MXenes guard against electromagnetic interference

Family of metal carbides and nitrides offer weight, thickness, and cost advantages over traditional electromagnetic shielding materials

by Mitch Jacoby
September 12, 2016 | A version of this story appeared in Volume 94, Issue 36

Cell phones and other electronic gadgets emit electromagnetic radiation that can cause the annoying buzzing often heard through television, radio, and computer speakers. Device manufacturers try to protect their products from this stray electromagnetic interference, referred to as EMI, and reduce the interference their gadgets cause by using a shielding material such as a layer of copper or aluminum. Electronics makers may soon be able to use less expensive, thinner, and lighter EMI shielding thanks to a newly discovered property of a family of two-dimensional metal carbides and nitrides (Science 2016, DOI: 10.1126/science.aag2421). Referred to as MXenes (pronounced “max-eens”), these strong, flexible, and electrically conducting materials are being studied for use in batteries and flexible electronics. A team led by Drexel University’s Yury Gogotsi now finds that, on a weight and thickness basis, films of Ti3C2Tx, Mo2TiC2Tx, and Mo2Ti2C3Tx (T represents OH and F surface terminations) provide EMI protection nearly as effectively as or better than pure metals and far better than carbon fibers, nanotubes, and other synthetic materials that have been studied for this application.
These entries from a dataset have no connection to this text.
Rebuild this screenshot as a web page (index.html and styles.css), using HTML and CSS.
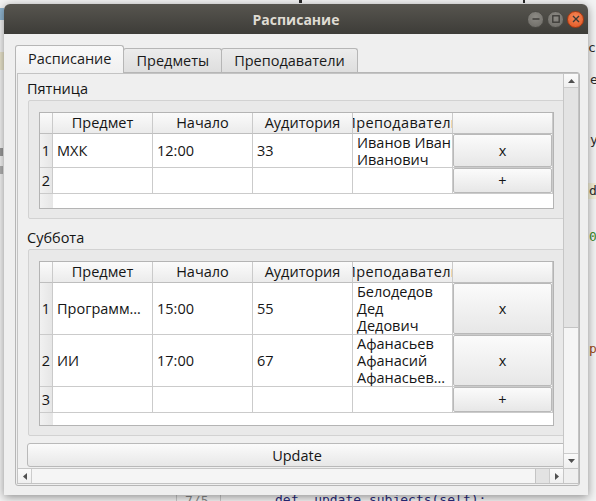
FILE: index.html
```html
<!DOCTYPE html>
<html lang="ru">
<head>
<meta charset="utf-8">
<title>Расписание</title>
<link rel="stylesheet" href="styles.css">
</head>
<body>
<div class="desk">
  <div class="deco d-left1"></div>
  <div class="deco d-left2"></div>
  <div class="deco d-left3"></div>
  <div class="deco d-left4"></div>
  <div class="deco d-top1"></div>
  <div class="deco d-top2"></div>
  <span class="bgt t-cs">cs</span>
  <span class="bgt t-e">e</span>
  <span class="bgt t-y">y</span>
  <span class="bgt t-d">d</span>
  <span class="bgt t-0">0</span>
  <span class="bgt t-p">p</span>
  <span class="bgt t-ln">7/5</span>
  <span class="bgt t-def">def _update_subjects(self):</span>
</div>

<div class="window">
  <div class="titlebar">
    <span class="title">Расписание</span>
    <div class="wbtns">
      <span class="wb gray"><svg width="8" height="8" viewBox="0 0 8 8"><path d="M0.5 4H7.5" stroke="#3a3935" stroke-width="1.4"/></svg></span>
      <span class="wb gray"><svg width="8" height="8" viewBox="0 0 8 8"><rect x="0.8" y="0.8" width="6.4" height="6.4" fill="none" stroke="#3a3935" stroke-width="1.3"/></svg></span>
      <span class="wb close"><svg width="8" height="8" viewBox="0 0 8 8"><path d="M1 1L7 7M7 1L1 7" stroke="#3a3935" stroke-width="1.4"/></svg></span>
    </div>
  </div>

  <div class="wbody">
    <div class="tabs">
      <div class="tab active">Расписание</div>
      <div class="tab">Предметы</div>
      <div class="tab">Преподаватели</div>
    </div>
    <div class="pane">
      <div class="scroll">
        <div class="viewport">
          <div class="content">
            <div class="glabel">Пятница</div>
            <div class="gframe">
              <div class="tbl t1">
                <div class="hc"></div>
                <div class="hc">Предмет</div>
                <div class="hc">Начало</div>
                <div class="hc">Аудитория</div>
                <div class="hc"><span class="wide">Преподаватель</span></div>
                <div class="hc"></div>

                <div class="vh">1</div>
                <div class="c">МХК</div>
                <div class="c">12:00</div>
                <div class="c">33</div>
                <div class="c">Иванов Иван<br>Иванович</div>
                <div class="c bc"><button class="cbtn">x</button></div>

                <div class="vh">2</div>
                <div class="c"></div>
                <div class="c"></div>
                <div class="c"></div>
                <div class="c"></div>
                <div class="c bc"><button class="cbtn">+</button></div>

                <div class="vh fill"></div>
                <div class="fillrest"></div>
              </div>
            </div>

            <div class="glabel second">Суббота</div>
            <div class="gframe">
              <div class="tbl t2">
                <div class="hc"></div>
                <div class="hc">Предмет</div>
                <div class="hc">Начало</div>
                <div class="hc">Аудитория</div>
                <div class="hc"><span class="wide">Преподаватель</span></div>
                <div class="hc"></div>

                <div class="vh">1</div>
                <div class="c">Программ…</div>
                <div class="c">15:00</div>
                <div class="c">55</div>
                <div class="c">Белодедов<br>Дед<br>Дедович</div>
                <div class="c bc"><button class="cbtn">x</button></div>

                <div class="vh">2</div>
                <div class="c">ИИ</div>
                <div class="c">17:00</div>
                <div class="c">67</div>
                <div class="c">Афанасьев<br>Афанасий<br>Афанасьев…</div>
                <div class="c bc"><button class="cbtn">x</button></div>

                <div class="vh">3</div>
                <div class="c"></div>
                <div class="c"></div>
                <div class="c"></div>
                <div class="c"></div>
                <div class="c bc"><button class="cbtn">+</button></div>

                <div class="vh fill"></div>
                <div class="fillrest"></div>
              </div>
            </div>

            <button class="update">Update</button>
          </div>
        </div>

        <div class="vbar">
          <div class="sbtn vb-up"><svg width="7" height="4" viewBox="0 0 7 4"><path d="M0 4L3.5 0L7 4Z" fill="#505050"/></svg></div>
          <div class="vtrack"><div class="vhandle"></div></div>
          <div class="sbtn vb-down"><svg width="7" height="4" viewBox="0 0 7 4"><path d="M0 0L3.5 4L7 0Z" fill="#505050"/></svg></div>
        </div>
        <div class="hbar">
          <div class="sbtn hb-left"><svg width="4" height="7" viewBox="0 0 4 7"><path d="M4 0L0 3.5L4 7Z" fill="#505050"/></svg></div>
          <div class="htrack"><div class="hhandle"></div></div>
          <div class="sbtn hb-right"><svg width="4" height="7" viewBox="0 0 4 7"><path d="M0 0L4 3.5L0 7Z" fill="#505050"/></svg></div>
        </div>
        <div class="corner"></div>
      </div>
    </div>
  </div>
</div>
</body>
</html>
```

FILE: styles.css
```css
* { box-sizing: border-box; }

body {
  margin: 0;
  width: 596px;
  height: 501px;
  overflow: hidden;
  position: relative;
  background: #f3f3f3;
  font-family: "Open Sans", "Noto Sans", "DejaVu Sans", sans-serif;
  font-size: 14.5px;
  color: #151515;
}

/* desktop behind the window */
.desk { position: absolute; inset: 0; }
.deco { position: absolute; }
.d-left1 { left: 0; top: 8px; width: 4px; height: 12px; background: #8fb4cf; }
.d-left2 { left: 0; top: 52px; width: 4px; height: 18px; background: #e9e4cc; }
.d-left3 { left: 0; top: 148px; width: 3px; height: 8px; background: #9a9a9a; }
.d-left4 { left: 0; top: 166px; width: 3px; height: 8px; background: #b0b0b0; }
.d-top1 { left: 299px; top: 0; width: 3px; height: 3px; background: #2b2b2b; }
.d-top2 { left: 523px; top: 0; width: 2px; height: 3px; background: #2b2b2b; }
.bgt { position: absolute; font-family: "DejaVu Sans Mono", monospace; font-size: 13px; color: #2b2b2b; line-height: 16px; }
.t-cs { left: 588px; top: 40px; }
.t-e { left: 590px; top: 72px; }
.t-y { left: 590px; top: 132px; }
.t-d { left: 588px; top: 183px; background: #f2eed6; padding: 0 3px 0 1px; }
.t-0 { left: 589px; top: 229px; color: #3a8a2a; }
.t-p { left: 589px; top: 341px; color: #9a4a1a; }
.t-ln { left: 176px; top: 493px; color: #8a8a8a; border: 1px solid #c8c8c8; border-top: 0; padding: 0 12px 0 8px; }
.t-def { left: 275px; top: 492px; color: #2a2a7a; }

/* window */
.window {
  position: absolute;
  left: 4px;
  top: 4px;
  width: 584px;
  height: 491px;
  border-radius: 6px 6px 0 0;
  background: #efefef;
  box-shadow: 0 2px 10px rgba(0, 0, 0, 0.42);
  display: flex;
  flex-direction: column;
}

.titlebar {
  flex: none;
  height: 30px;
  border-radius: 6px 6px 0 0;
  background: linear-gradient(#57554f, #3d3c38);
  display: grid;
  grid-template-columns: 1fr auto 1fr;
  align-items: center;
}
.title {
  grid-column: 2;
  font-weight: 700;
  font-size: 14px;
  color: #dfdbd2;
}
.wbtns {
  grid-column: 3;
  justify-self: end;
  display: flex;
  gap: 3px;
  padding-right: 4px;
}
.wb {
  width: 17px;
  height: 17px;
  border-radius: 50%;
  display: flex;
  align-items: center;
  justify-content: center;
}
.wb.gray {
  background: radial-gradient(circle at 50% 35%, #8d8b85, #6b6964);
  border: 1px solid #4b4a45;
}
.wb.close {
  background: radial-gradient(circle at 50% 35%, #f68a5a, #df521e);
  border: 1px solid #a93a12;
}

.wbody {
  flex: 1;
  min-height: 0;
  padding: 11px 8px 9px 11px;
  display: flex;
  flex-direction: column;
}

/* tabs */
.tabs {
  flex: none;
  height: 27px;
  display: flex;
  align-items: flex-end;
}
.tab {
  height: 24px;
  padding: 0 12px 1px;
  border: 1px solid #b6b6b6;
  border-bottom: 0;
  border-radius: 3px 3px 0 0;
  background: linear-gradient(#ececec, #dedede);
  display: flex;
  align-items: center;
  margin-right: -1px;
  color: #1a1a1a;
}
.tab.active {
  height: 28px;
  margin-bottom: -1px;
  padding-bottom: 2px;
  background: linear-gradient(#f9f9f9, #f0f0f0);
  position: relative;
  z-index: 1;
}

.pane {
  flex: 1;
  min-height: 0;
  border: 1px solid #b6b6b6;
  border-radius: 0 3px 3px 3px;
  background: #efefef;
  padding: 0 0 1px 1px;
  display: flex;
}

.scroll {
  flex: 1;
  min-width: 0;
  border: 1px solid #c3c3c3;
  display: grid;
  grid-template-columns: 1fr 15px;
  grid-template-rows: 1fr 15px;
}

.viewport {
  grid-column: 1;
  grid-row: 1;
  overflow: hidden;
  background: #efefef;
}
.content {
  width: 558px;
  padding: 6px 9px 0;
}

.glabel {
  height: 18px;
  line-height: 18px;
  margin-bottom: 2px;
}
.glabel.second { margin-top: 10px; }

.gframe {
  margin-left: 1px;
  border: 1px solid #d2d2d2;
  border-radius: 2px;
  background: #e9e9e9;
  padding: 11px 0 9px 10px;
}

/* tables */
.tbl {
  width: 515px;
  border: 1px solid #b4b4b4;
  background: #fff;
  display: grid;
  grid-template-columns: 13px repeat(5, 100px);
}
.t1 { grid-template-rows: 21px 34px 26px 14px; }
.t2 { grid-template-rows: 21px 52px 52px 26px 12px; }

.hc {
  background: linear-gradient(#fbfbfb, #ebebeb);
  border-right: 1px solid #cacaca;
  border-bottom: 1px solid #bebebe;
  display: flex;
  align-items: center;
  justify-content: center;
  overflow: hidden;
  white-space: nowrap;
  padding-bottom: 1px;
}
.hc span { flex: none; }
.hc .wide { letter-spacing: 0.35px; }

.vh {
  background: linear-gradient(90deg, #f1f1f1, #e6e6e6);
  border-right: 1px solid #cacaca;
  border-bottom: 1px solid #cacaca;
  display: flex;
  align-items: center;
  justify-content: center;
}
.vh.fill { border-bottom: 0; border-right: 0; }
.fillrest { grid-column: 2 / span 5; background: #fff; }

.c {
  border-right: 1px solid #cbcbcb;
  border-bottom: 1px solid #cbcbcb;
  padding: 0 4px;
  display: flex;
  align-items: center;
  line-height: 17px;
  white-space: nowrap;
  overflow: hidden;
}
.c.bc { padding: 0; align-items: stretch; }

.cbtn {
  flex: 1;
  margin: 0;
  font: inherit;
  color: #151515;
  border: 1px solid #b9b9b9;
  border-radius: 2px;
  background: linear-gradient(#fbfbfb, #e7e7e7);
  padding: 0;
}

.update {
  display: block;
  margin-top: 7px;
  width: 540px;
  height: 24px;
  font: inherit;
  color: #151515;
  border: 1px solid #b9b9b9;
  border-radius: 3px;
  background: linear-gradient(#fbfbfb, #e7e7e7);
  padding: 0;
}

/* scrollbars */
.vbar {
  grid-column: 2;
  grid-row: 1;
  display: flex;
  flex-direction: column;
  border-left: 1px solid #c6c6c6;
  background: #e3e3e3;
}
.sbtn {
  flex: none;
  background: linear-gradient(#fafafa, #efefef);
  display: flex;
  align-items: center;
  justify-content: center;
}
.vb-up { height: 14px; border-bottom: 1px solid #cccccc; }
.vb-down { height: 15px; border-top: 1px solid #cccccc; }
.vtrack { flex: 1; display: flex; flex-direction: column; }
.vhandle {
  margin-top: auto;
  height: 126px;
  background: #f5f5f5;
  border-top: 1px solid #c4c4c4;
}

.hbar {
  grid-column: 1;
  grid-row: 2;
  display: flex;
  border-top: 1px solid #c6c6c6;
  background: #e3e3e3;
}
.hb-left { width: 14px; border-right: 1px solid #cccccc; }
.hb-right { width: 14px; border-left: 1px solid #cccccc; }
.htrack { flex: 1; display: flex; }
.hhandle {
  width: 504px;
  background: #f5f5f5;
  border-right: 1px solid #c4c4c4;
}
.corner {
  grid-column: 2;
  grid-row: 2;
  border-top: 1px solid #c6c6c6;
  border-left: 1px solid #c6c6c6;
  background: #efefef;
}
```
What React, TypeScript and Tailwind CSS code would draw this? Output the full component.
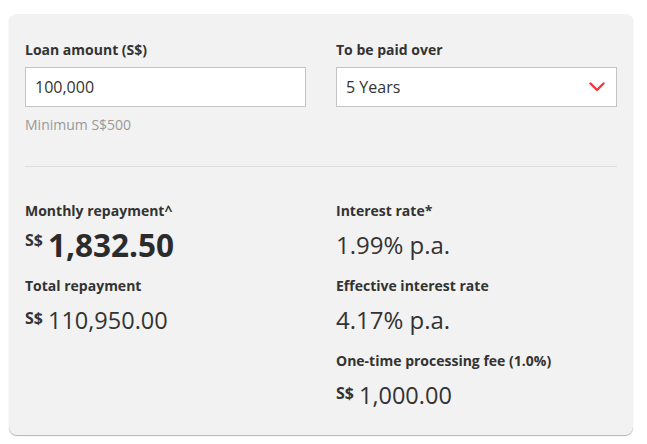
import React from "react";

function Amount({ value, big }: { value: string; big?: boolean }) {
  return (
    <div className="flex h-[40px] items-start">
      <span
        className={
          "text-[16px] font-bold leading-[16px] text-[#333] mr-[5px] " +
          (big ? "mt-[7px]" : "mt-[10px]")
        }
      >
        S$
      </span>
      <span
        className={
          big
            ? "text-[31.5px] font-bold leading-[40px] text-[#2b2b2b]"
            : "text-[23.5px] leading-[40px] text-[#333]"
        }
      >
        {value}
      </span>
    </div>
  );
}

function Label({ children }: { children: React.ReactNode }) {
  return <div className="text-[14px] font-bold leading-[20px] text-[#333]">{children}</div>;
}

function Cell({ label, children }: { label: string; children: React.ReactNode }) {
  return (
    <div className="flex flex-col">
      <Label>{label}</Label>
      <div className="mt-[4px]">{children}</div>
    </div>
  );
}

export default function App() {
  return (
    <div
      className="min-h-[444px] bg-white pt-[14px] pl-[9px]"
      style={{ fontFamily: '"Open Sans", "Noto Sans", sans-serif' }}
    >
      <div className="w-[624px] rounded-[8px] bg-[#f2f2f2] px-[16px] pt-[26px] pb-[20px] shadow-[0_1px_1px_rgba(0,0,0,0.3)]">
        <div className="grid grid-cols-2 gap-x-[30px]">
          <div className="flex flex-col">
            <Label>Loan amount (S$)</Label>
            <div className="mt-[7px] flex h-[40px] items-center border border-[#c4c4c4] bg-white px-[9px] text-[16px] text-[#333]">
              100,000
            </div>
            <div className="mt-[8px] text-[14px] leading-[20px] text-[#999]">Minimum S$500</div>
          </div>
          <div className="flex flex-col">
            <Label>To be paid over</Label>
            <div className="mt-[7px] flex h-[40px] items-center justify-between border border-[#c4c4c4] bg-white pl-[9px] pr-[11px] text-[16px] text-[#333]">
              <span>5 Years</span>
              <svg width="16" height="10" viewBox="0 0 16 10" fill="none">
                <path d="M1.5 1.5 L8 8 L14.5 1.5" stroke="#f5333f" strokeWidth="2.4" strokeLinecap="round" strokeLinejoin="round" />
              </svg>
            </div>
          </div>
        </div>

        <div className="mt-[31px] h-px bg-[#dcdcdc]" />

        <div className="mt-[34px] grid grid-cols-2 gap-x-[30px] gap-y-[11px]">
          <Cell label="Monthly repayment^">
            <Amount value="1,832.50" big />
          </Cell>
          <Cell label="Interest rate*">
            <div className="text-[24px] leading-[40px] text-[#333]">1.99% p.a.</div>
          </Cell>
          <Cell label="Total repayment">
            <Amount value="110,950.00" />
          </Cell>
          <Cell label="Effective interest rate">
            <div className="text-[24px] leading-[40px] text-[#333]">4.17% p.a.</div>
          </Cell>
          <div />
          <Cell label="One-time processing fee (1.0%)">
            <Amount value="1,000.00" />
          </Cell>
        </div>
      </div>
    </div>
  );
}
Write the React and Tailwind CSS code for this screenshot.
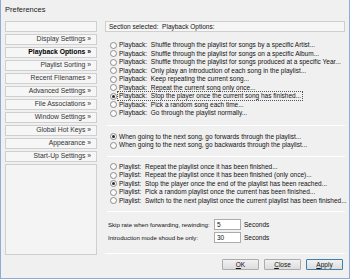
import clsx from 'clsx'

const sections = [
  '',
  'Display Settings »',
  'Playback Options »',
  'Playlist Sorting »',
  'Recent Filenames »',
  'Advanced Settings »',
  'File Associations »',
  'Window Settings »',
  'Global Hot Keys »',
  'Appearance »',
  'Start-Up Settings »',
]

const playback = [
  'Playback:  Shuffle through the playlist for songs by a specific Artist...',
  'Playback:  Shuffle through the playlist for songs on a specific Album...',
  'Playback:  Shuffle through the playlist for songs produced at a specific Year...',
  'Playback:  Only play an introduction of each song in the playlist...',
  'Playback:  Keep repeating the current song...',
  'Playback:  Repeat the current song only once...',
  'Playback:  Stop the player once the current song has finished...',
  'Playback:  Pick a random song each time...',
  'Playback:  Go through the playlist normally...',
]

const direction = [
  'When going to the next song, go forwards through the playlist...',
  'When going to the next song, go backwards through the playlist...',
]

const playlist = [
  'Playlist:  Repeat the playlist once it has been finished...',
  'Playlist:  Repeat the playlist once it has been finished (only once)...',
  'Playlist:  Stop the player once the end of the playlist has been reached...',
  'Playlist:  Pick a random playlist once the current has been finished...',
  'Playlist:  Switch to the next playlist once the current playlist has been finished...',
]

function Radio({ label, checked, focused }) {
  return (
    <div className="flex items-center h-[8.5px]">
      <div className="w-[7px] h-[7px] ml-[5px] rounded-full border border-[#8c8c8c] bg-[#fbfbfb] flex items-center justify-center shrink-0">
        {checked && <div className="w-[3px] h-[3px] rounded-full bg-[#2a2a2a]" />}
      </div>
      <span
        className={clsx(
          'ml-[1px] px-[1px] whitespace-pre leading-[8px]',
          focused ? 'outline outline-1 outline-dotted outline-[#555]' : ''
        )}
      >
        {label}
      </span>
    </div>
  )
}

function Separator({ className }) {
  return <div className={clsx('h-px bg-[#d5d5d5] border-b border-white', className)} />
}

function DlgButton({ children, primary }) {
  return (
    <div
      className={clsx(
        'w-[37px] h-[11px] flex items-center justify-center rounded-[1px] border bg-gradient-to-b from-[#f2f2f2] to-[#dcdcdc]',
        primary ? 'border-[#3c7fb1]' : 'border-[#acacac]'
      )}
    >
      {children}
    </div>
  )
}

export default function App() {
  return (
    <div
      className="w-[350px] h-[279px] bg-[#f0f0f0] border-x border-b border-[#8fa9d8] text-[6.5px] text-[#111] overflow-hidden flex flex-col"
      style={{ fontFamily: '"Liberation Sans", Arial, sans-serif' }}
    >
      {/* Title */}
      <div className="h-[20px] pl-[4px] flex items-center text-[7.5px] text-[#222]">Preferences</div>

      <div className="flex">
        {/* Section list */}
        <div className="ml-[4px] mt-[1px] w-[92px] flex flex-col gap-[2px] text-[6.8px]">
          {sections.map((s, i) => (
            <div
              key={i}
              className={clsx(
                'h-[11px] flex items-center justify-end pr-[5px] border border-[#cfcfcf] bg-[#f6f6f6] whitespace-nowrap',
                i === 2 ? 'font-bold text-black' : 'text-[#333]'
              )}
            >
              {s}
            </div>
          ))}
          <div className="h-[91px] border border-[#cfcfcf] bg-[#f4f4f4]" />
        </div>

        {/* Options */}
        <div className="ml-[8px] w-[240px] flex flex-col">
          <div className="h-[11px] mt-[1px] flex items-center pl-[3px] border border-[#cfcfcf] bg-[#f6f6f6] whitespace-pre">
            Section selected:  Playback Options:
          </div>

          <div className="mt-[9px] flex flex-col">
            {playback.map((t, i) => (
              <Radio key={i} label={t} checked={i === 6} focused={i === 6} />
            ))}
          </div>

          <Separator className="mt-[7px] ml-[2px]" />

          <div className="mt-[7px] flex flex-col">
            {direction.map((t, i) => (
              <Radio key={i} label={t} checked={i === 0} />
            ))}
          </div>

          <Separator className="mt-[6px] ml-[2px]" />

          <div className="mt-[6px] flex flex-col">
            {playlist.map((t, i) => (
              <Radio key={i} label={t} checked={i === 2} />
            ))}
          </div>

          <Separator className="mt-[6px] ml-[2px]" />

          <div className="mt-[7px] flex flex-col gap-[2px] pl-[3px]">
            <div className="flex items-center h-[11px]">
              <span className="w-[106px] whitespace-nowrap text-[6.1px]">Skip rate when forwarding, rewinding:</span>
              <div className="w-[27px] h-[11px] border border-[#acacac] bg-white flex items-center pl-[2px]">5</div>
              <span className="ml-[3px]">Seconds</span>
            </div>
            <div className="flex items-center h-[11px]">
              <span className="w-[106px] whitespace-nowrap text-[6.1px]">Introduction mode shoud be only:</span>
              <div className="w-[27px] h-[11px] border border-[#acacac] bg-white flex items-center pl-[2px]">30</div>
              <span className="ml-[3px]">Seconds</span>
            </div>
          </div>

          <Separator className="mt-[10px]" />

          <div className="mt-[5px] flex justify-end gap-[5px] pr-[2px]">
            <DlgButton>
              <span><span className="underline">O</span>K</span>
            </DlgButton>
            <DlgButton>
              <span><span className="underline">C</span>lose</span>
            </DlgButton>
            <DlgButton primary>
              <span><span className="underline">A</span>pply</span>
            </DlgButton>
          </div>
        </div>
      </div>
    </div>
  )
}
In addition, MXenes, which can be incorporated into polymer composites, are easily processed in solution and can be sprayed onto irregularly shaped devices.

This image shows a MXene material reflecting and dissipating electromagnetic waves.
Credit: Science
The ability of thin films of MXenes such as titanium carbide to reflect, absorb, and dissipate electromagnetic radiation may make them useful electronics shielding materials; gold = titanium, red = oxygen, black = carbon, white = hydrogen.